When Bush declared in his speech that “a battle is under way for the future of the Middle East and we must not cede victory to the extremists,” the assembled delegates were clear that he was not merely targeting Hamas. The most honest appraisal of Annapolis in the US media was made by Steven Erlanger in the New York Times, who wrote, “The Middle East peace conference here on Tuesday was officially about ending the Israeli-Palestinian dispute. But there was an unspoken goal just below the surface: stopping the rising regional influence of Iran and Islamic radicalism.”

An adviser to the Palestinian negotiating team, “who spoke on condition of anonymity”, told Erlanger, “The Arabs have come here not because they love the Jews or even the Palestinians.
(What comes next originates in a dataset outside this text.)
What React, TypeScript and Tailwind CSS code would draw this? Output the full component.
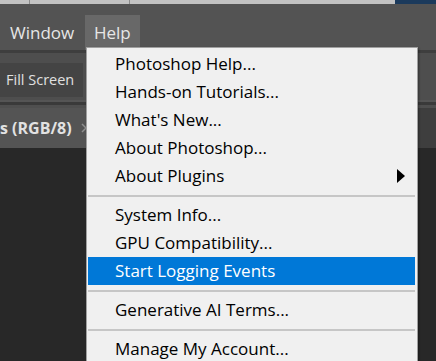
const items: (string | { label: string; sub?: boolean; active?: boolean })[] = [
  { label: "Photoshop Help..." },
  { label: "Hands-on Tutorials..." },
  { label: "What's New..." },
  { label: "About Photoshop..." },
  { label: "About Plugins", sub: true },
  "sep",
  { label: "System Info..." },
  { label: "GPU Compatibility..." },
  { label: "Start Logging Events", active: true },
  "sep",
  { label: "Generative AI Terms..." },
  "sep",
  { label: "Manage My Account..." },
];

export default function App() {
  return (
    <div
      className="relative w-[436px] h-[361px] overflow-hidden bg-[#282828]"
      style={{ fontFamily: '"Open Sans", "Noto Sans", sans-serif' }}
    >
      {/* title strip */}
      <div className="flex h-[4px]">
        <div className="flex w-[395px] bg-[#c2c2c2]">
          <div className="w-[30px] border-r border-[#8a8a8a]" />
          <div className="w-[100px] border-r border-[#8a8a8a]" />
        </div>
        <div className="flex-1 bg-[#1b3a5c]" />
      </div>

      {/* menu bar */}
      <div className="flex h-[46px] items-end bg-[#535353] pl-[2px]">
        <div className="flex h-[35px] w-[83px] items-center pl-[8px] text-[17px] text-[#e6e6e6]">Window</div>
        <div className="flex h-[35px] w-[55px] items-center bg-[#686868] pl-[9px] text-[17px] text-[#e6e6e6]">Help</div>
      </div>

      {/* options bar */}
      <div className="h-[3px] bg-[#3e3e3e]" />
      <div className="flex h-[47px] flex-col justify-end bg-[#4e4e4e] pb-[3px]">
        <div className="flex h-[34px] w-[83px] items-center bg-[#444444] pl-[6px] text-[14.5px] text-[#e0e0e0]">
          Fill Screen
        </div>
      </div>
      <div className="h-[2px] bg-[#555555]" />
      <div className="h-[3px] bg-[#3a3a3a]" />

      {/* document tab */}
      <div className="flex h-[43px] items-center bg-[#4f4f4f] pt-[3px]">
        <div className="flex h-full w-[418px] items-center gap-[9px] bg-[#545454]">
          <span className="text-[16px] font-bold text-[#e2e2e2]">s (RGB/8)</span>
          <svg width="6" height="10" viewBox="0 0 6 10">
            <path d="M1 1 L5 5 L1 9" fill="none" stroke="#8f8f8f" strokeWidth="1.5" />
          </svg>
        </div>
        <div className="h-full flex-1 bg-[#3e3e3e]" />
      </div>

      {/* Help dropdown */}
      <div className="absolute left-[86px] top-[47px] w-[332px] border border-[#a0a0a0] bg-[#f0f0f0] px-[1px] pt-[2px] pb-[6px] shadow-[1px_1px_2px_rgba(0,0,0,0.35)]">
        {items.map((it, i) =>
          it === "sep" ? (
            <div key={i} className="flex h-[11px] items-center pr-[1px]">
              <div className="h-[2px] w-full bg-[#c6c6c6]" />
            </div>
          ) : typeof it === "object" ? (
            <div
              key={i}
              className={`mr-[1px] flex h-[28px] items-center justify-between pl-[27px] pr-[10px] text-[17px] ${
                it.active ? "bg-[#0078d7] text-white" : "text-black"
              }`}
            >
              <span>{it.label}</span>
              {it.sub && (
                <svg width="8" height="14" viewBox="0 0 8 14">
                  <path d="M0 0 L8 7 L0 14 Z" fill="#000" />
                </svg>
              )}
            </div>
          ) : null
        )}
      </div>
    </div>
  );
}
They came because they need a strategic alliance with the United States against Iran.”

Dan Gillerman, Israel’s ambassador to the United Nations, added that the Arab regimes were in attendance because of “their fear of Islamic extremism and Iran, which they call the Persian threat. This is what brought them here.”

The Jerusalem Post was also candid stating that Olmert’s meeting with Bush following Annapolis would “try to translate the summit’s momentum into a more effective effort to thwart Teheran’s nuclear drive.” It was pleased that “Along with the Arab states, vital potential partners of the US and Israel in the bid to thwart Iran were notably present at Annapolis, with France, Britain, Germany, Italy, China and Russia all represented at the level of foreign minister.”

China and Russia, described as the “two key holdouts against intensified sanctions,” have said they would “reassess their positions” following next month’s United Nations Security Council discussions centering on “the International Atomic Energy Agency (IAEA) of its scope and of the degree of Iranian compliance with inspection requirements,” the Post noted with satisfaction.

Iran was clear that it was the target of the manoeuvres by Washington at Annapolis. Tehran responded by announcing on the same day as the meeting that it had developed a new Ashura missile system, which has a range of 1,200 miles and is capable of hitting Israel and American bases in the Middle East.